De Kock the puzzle in South Africa's jigsaw

Down-time for Quinton de Kock Getty Images

With a 2-0 series lead and an eye on closing the gap between themselves and India to a fraction of a point at the top of the Test rankings, it would seem South Africa don't have any serious concerns ahead of the finale but there is one. After three scores under 20 in his four innings in the series, and a long-format lean patch stretching back several months, the form of Quinton de Kock has become a worry especially if the team strategy of six specialist batsmen is going to hold in the long term.

De Kock's last Test score of significance was his 68 in the first innings against England in Nottingham in July. He was batting at No.4 in that match, after JP Duminy was dropped and de Kock, one of the few in-form batsmen at the time, was given the freedom to choose his position. But he only batted in that position for two matches before Temba Bavuma took over and now the job has gone back to AB de Villiers.

The promotion up and demotion back down seems to have destabilised de Kock. In his last 12 innings, de Kock has not gone past 50, only once for lack of opportunity, when he scored an unbeaten 28 against Bangladesh in October when South Africa declared at 573 for 4. Since then, de Kock has scored 24, 43, 8, 0 and 12 and while the rest of us are looking at the numbers and the history, Faf du Plessis wants de Kock to do the opposite.

"The key for someone like him is not to overanalyse or overcomplicate things. It happens when a guy goes one or two or five Tests without scoring runs, you tend to want to overanalyse but with Quinny that's the last thing you want to do," du Plessis said. "His biggest asset is that he is a free player and when he is on, he completely takes the pressure back onto the opposition. I know he would like to score runs. From the team perspective, the language we speak to him is to just keep having the positive intent and when he gets the opportunity to score runs, that he cashes in. He will be very hungry to put in a play in this last Test."

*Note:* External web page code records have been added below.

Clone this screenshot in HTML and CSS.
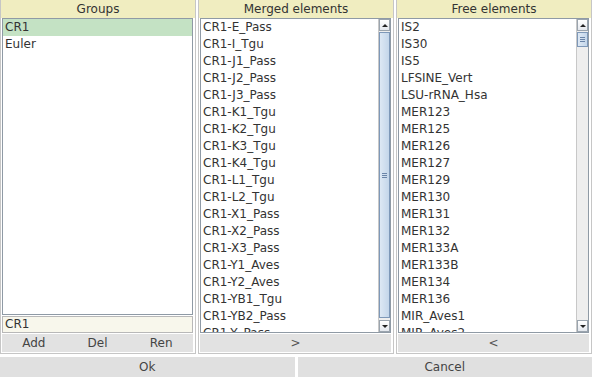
FILE: index.html
```html
<!DOCTYPE html>
<html>
<head>
<meta charset="utf-8">
<link rel="stylesheet" href="styles.css">
</head>
<body>
<div class="app">
  <div class="panels">
    <div class="panel">
      <div class="header">Groups</div>
      <div class="content">
        <div class="list">
          <div class="row selected">CR1</div>
          <div class="row">Euler</div>
        </div>
        <div class="field">CR1</div>
        <div class="buttons">
          <div class="btn">Add</div>
          <div class="btn">Del</div>
          <div class="btn">Ren</div>
        </div>
      </div>
    </div>
    <div class="panel">
      <div class="header">Merged elements</div>
      <div class="content">
        <div class="list scrolled">
          <div class="rows">
            <div class="row">CR1-E_Pass</div>
            <div class="row">CR1-I_Tgu</div>
            <div class="row">CR1-J1_Pass</div>
            <div class="row">CR1-J2_Pass</div>
            <div class="row">CR1-J3_Pass</div>
            <div class="row">CR1-K1_Tgu</div>
            <div class="row">CR1-K2_Tgu</div>
            <div class="row">CR1-K3_Tgu</div>
            <div class="row">CR1-K4_Tgu</div>
            <div class="row">CR1-L1_Tgu</div>
            <div class="row">CR1-L2_Tgu</div>
            <div class="row">CR1-X1_Pass</div>
            <div class="row">CR1-X2_Pass</div>
            <div class="row">CR1-X3_Pass</div>
            <div class="row">CR1-Y1_Aves</div>
            <div class="row">CR1-Y2_Aves</div>
            <div class="row">CR1-YB1_Tgu</div>
            <div class="row">CR1-YB2_Pass</div>
            <div class="row">CR1-Y_Pass</div>
          </div>
          <div class="sbar">
            <div class="sbtn up"><span class="tri-up"></span></div>
            <div class="track">
              <div class="thumb big"><span class="grip"></span></div>
            </div>
            <div class="sbtn down"><span class="tri-down"></span></div>
          </div>
        </div>
        <div class="buttons single">
          <div class="btn">&gt;</div>
        </div>
      </div>
    </div>
    <div class="panel">
      <div class="header">Free elements</div>
      <div class="content">
        <div class="list scrolled">
          <div class="rows">
            <div class="row">IS2</div>
            <div class="row">IS30</div>
            <div class="row">IS5</div>
            <div class="row">LFSINE_Vert</div>
            <div class="row">LSU-rRNA_Hsa</div>
            <div class="row">MER123</div>
            <div class="row">MER125</div>
            <div class="row">MER126</div>
            <div class="row">MER127</div>
            <div class="row">MER129</div>
            <div class="row">MER130</div>
            <div class="row">MER131</div>
            <div class="row">MER132</div>
            <div class="row">MER133A</div>
            <div class="row">MER133B</div>
            <div class="row">MER134</div>
            <div class="row">MER136</div>
            <div class="row">MIR_Aves1</div>
            <div class="row">MIR_Aves2</div>
          </div>
          <div class="sbar">
            <div class="sbtn up"><span class="tri-up"></span></div>
            <div class="track">
              <div class="thumb small"><span class="grip"></span></div>
            </div>
            <div class="sbtn down"><span class="tri-down"></span></div>
          </div>
        </div>
        <div class="buttons single">
          <div class="btn">&lt;</div>
        </div>
      </div>
    </div>
  </div>
  <div class="footer">
    <div class="fbtn">Ok</div>
    <div class="fbtn">Cancel</div>
  </div>
</div>
</body>
</html>
```
FILE: styles.css
```css
* { box-sizing: border-box; }
html, body { margin: 0; padding: 0; background: #ffffff; }
body {
  font-family: "DejaVu Sans", sans-serif;
  font-size: 12px;
  color: #333333;
  width: 592px;
  height: 377px;
  overflow: hidden;
}
.app {
  display: flex;
  flex-direction: column;
  height: 377px;
}
.panels {
  display: flex;
  gap: 2px;
  height: 354px;
  flex: none;
}
.panel {
  width: 196px;
  display: flex;
  flex-direction: column;
  border: 1px solid #c6c6c6;
  border-top: none;
}
.header {
  flex: none;
  height: 18px;
  line-height: 18px;
  background: #f0edc0;
  text-align: center;
  color: #333;
}
.content {
  flex: 1;
  min-height: 0;
  display: flex;
  flex-direction: column;
  padding: 0 2px 1px 1px;
  gap: 1px;
}
.list {
  flex: 1 1 0;
  border: 1px solid #8f9aa5;
  background: #fff;
  overflow: hidden;
  min-height: 0;
}
.list.scrolled {
  display: flex;
}
.rows {
  flex: 1;
  overflow: hidden;
}
.row {
  height: 17px;
  line-height: 17px;
  padding-left: 2px;
  white-space: nowrap;
}
.row.selected { background: #c4e2c4; }
.field {
  flex: none;
  height: 17px;
  line-height: 15px;
  border: 1px solid #b8b8b8;
  background: #f8f7ec;
  padding-left: 2px;
}
.buttons {
  flex: none;
  height: 18px;
  display: flex;
  background: #e2e2e2;
}
.btn {
  flex: 1;
  text-align: center;
  line-height: 18px;
  color: #444;
}
.buttons.single .btn { color: #555; }
.sbar {
  width: 12px;
  display: flex;
  flex-direction: column;
  background: #eeeeee;
  border-left: 1px solid #c8c8c8;
}
.sbtn {
  flex: none;
  height: 12px;
  background: linear-gradient(#ffffff, #e4e8ee);
  border: 1px solid #9aa4ae;
  display: flex;
  align-items: center;
  justify-content: center;
}
.tri-up {
  width: 0; height: 0;
  border-left: 3px solid transparent;
  border-right: 3px solid transparent;
  border-bottom: 3px solid #222;
}
.tri-down {
  width: 0; height: 0;
  border-left: 3px solid transparent;
  border-right: 3px solid transparent;
  border-top: 3px solid #222;
}
.track {
  flex: 1;
  display: flex;
  flex-direction: column;
  padding-top: 1px;
}
.thumb {
  background: linear-gradient(90deg, #dde8f4, #c4d6ea);
  border: 1px solid #7e98b8;
  display: flex;
  align-items: center;
  justify-content: center;
}
.thumb.big { flex: 1; margin-bottom: 2px; }
.thumb.small { height: 15px; }
.grip {
  width: 5px;
  height: 5px;
  border-top: 1px solid #6a84a8;
  border-bottom: 1px solid #6a84a8;
  position: relative;
}
.grip::after {
  content: "";
  position: absolute;
  left: 0; right: 0; top: 1px;
  border-top: 1px solid #6a84a8;
}
.footer {
  flex: none;
  height: 20px;
  margin-top: 3px;
  display: flex;
  gap: 3px;
}
.fbtn {
  flex: 1;
  background: #e0e0e0;
  text-align: center;
  line-height: 20px;
  color: #444;
}
```
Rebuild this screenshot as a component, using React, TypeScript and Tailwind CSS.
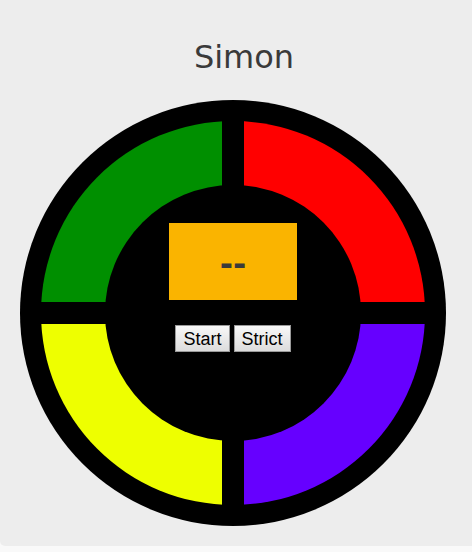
import React from "react";

const quadrants = [
  { name: "green", cls: "bg-[#008f00]" },
  { name: "red", cls: "bg-[#ff0000]" },
  { name: "yellow", cls: "bg-[#eeff00]" },
  { name: "blue", cls: "bg-[#6600ff]" },
];

export default function App() {
  return (
    <div className="min-h-[552px] w-[472px] overflow-hidden bg-[#f9f9f9]">
      <div className="w-[488px] rounded-bl-[5px] bg-[#ededed] pt-[37px] pb-[20px]">
        <h1
          className="text-center text-[32px] leading-[40px] text-[#3a3a3a]"
          style={{ fontFamily: '"DejaVu Sans", sans-serif' }}
        >
          Simon
        </h1>

        {/* board */}
        <div className="relative ml-[20px] mt-[23px] h-[426px] w-[426px] rounded-full bg-black p-[21px]">
          <div className="grid h-[384px] w-[384px] grid-cols-2 grid-rows-2 gap-[22px] overflow-hidden rounded-full">
            {quadrants.map((q) => (
              <div key={q.name} className={q.cls} />
            ))}
          </div>

          <div className="absolute left-[85px] top-[85px] flex h-[256px] w-[256px] flex-col items-center rounded-full bg-black pt-[38px]">
            <div
              className="flex h-[77px] w-[128px] items-center justify-center bg-[#fab400] text-[32px] font-bold leading-none text-[#3a3a3a]"
              style={{ fontFamily: '"DejaVu Sans", sans-serif' }}
            >
              <span className="translate-y-[2px]">--</span>
            </div>
            <div className="mt-[25px] flex gap-[4px]" style={{ fontFamily: '"Liberation Sans", Arial, sans-serif' }}>
              <button className="h-[27px] border border-[#9a9a9a] bg-gradient-to-b from-[#f8f8f8] to-[#dcdcdc] px-[7px] text-[18px] leading-none text-black">
                Start
              </button>
              <button className="h-[27px] border border-[#9a9a9a] bg-gradient-to-b from-[#f8f8f8] to-[#dcdcdc] px-[7px] text-[18px] leading-none text-black">
                Strict
              </button>
            </div>
          </div>
        </div>
      </div>
    </div>
  );
}
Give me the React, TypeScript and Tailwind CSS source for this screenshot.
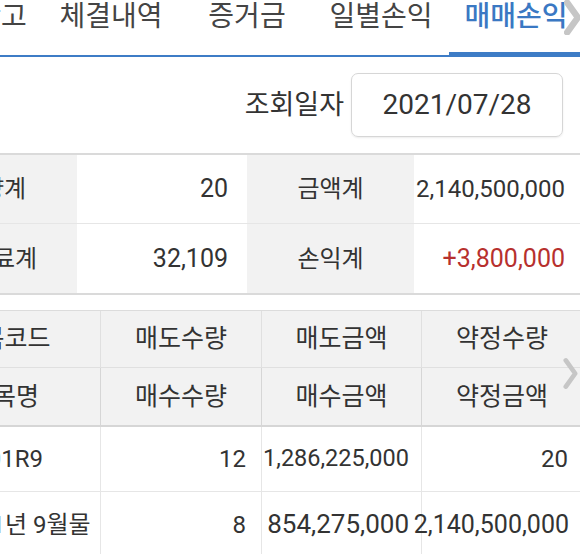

De Kock's natural aggression and instinctive style of play have bought him the licence to be considered a wild child, who will perform in sporadic bursts if left to his own devices. That may work in a side with the luxury of a seventh batsman and it has worked well for de Kock. He has made more than half his 1641 Test runs at No. 7, including all three of his Test hundreds, and averages 55.53 at that position. In contrast, de Kock has scored only 349 runs in 14 innings at No. 6 at an average of 26.84 with two fifties, both made back in 2014, and needs to start taking greater responsibility, which du Plessis has stressed in a series where batting conditions are tough. "If you get in, with your partner, try to string together a nice partnership," he said.

Du Plessis only expects it to get tougher at the Wanderers, especially for a player like de Kock, who prefers flamboyance over fastidiousness. "This is the ground where it swings a little bit more than anything else. Your disciplines as a batsman become important," du Plessis said. "When you do get through the tough times, that's when you get value for your shots. The outfield is very quick and the wicket can get good to bat on but there are challenging times for a batter and you need to get through them."

Happily, de Kock knows the Wanderers better than most. It was the ground where he played his franchise cricket at the start of his career and he understands its nuances. Perhaps even more happily, de Kock's long-time mentor, former national batting coach Neil McKenzie, was invited to attend South Africa's pre-Test training session, though not specifically to address the de Kock issue.

"He was just assisting. He was part of the Proteas set up for a while and his role going forward will be to look at the next tier of batsmen coming through. So it's just to see how we are working," du Plessis said. "I do know Neil has quite a good relationship with Quinny but he was going to come to Jo'burg anyway, before Quinny didn't get runs the previous game."

McKenzie played an important part in fine-tuning de Kock's game, as much as it could be fine-tuned, when de Kock was dropped early in his career after a tour to Sri Lanka in mid-2013. At the time, McKenzie was still playing franchise cricket and took de Kock under his wing, though he joked that as much as he talked, he wasn't always sure de Kock was listening. When de Kock was recalled to the side in late 2013, he scored his maiden ODI hundred against Pakistan, reeled off three against India, and made his Test debut the same season.

A (re)start so convincing may have to stall at some point but South Africa will want to get de Kock going again soon, especially since the slump has been long. De Kock had a poor domestic T20 campaign in November-December, when he played eight matches and scored 118 runs at 14.75, with a top-score of 39. With limited-overs matches looming, South Africa will want him to find the touch that took him to a sensational 168* against Bangladesh in the first ODI in October last year.

After that innings, de Kock credited the work he had been doing with McKenzie and South Africa will only hope the same can happen now, so they can fit the last piece of their Test puzzle into place before the Australia series in march.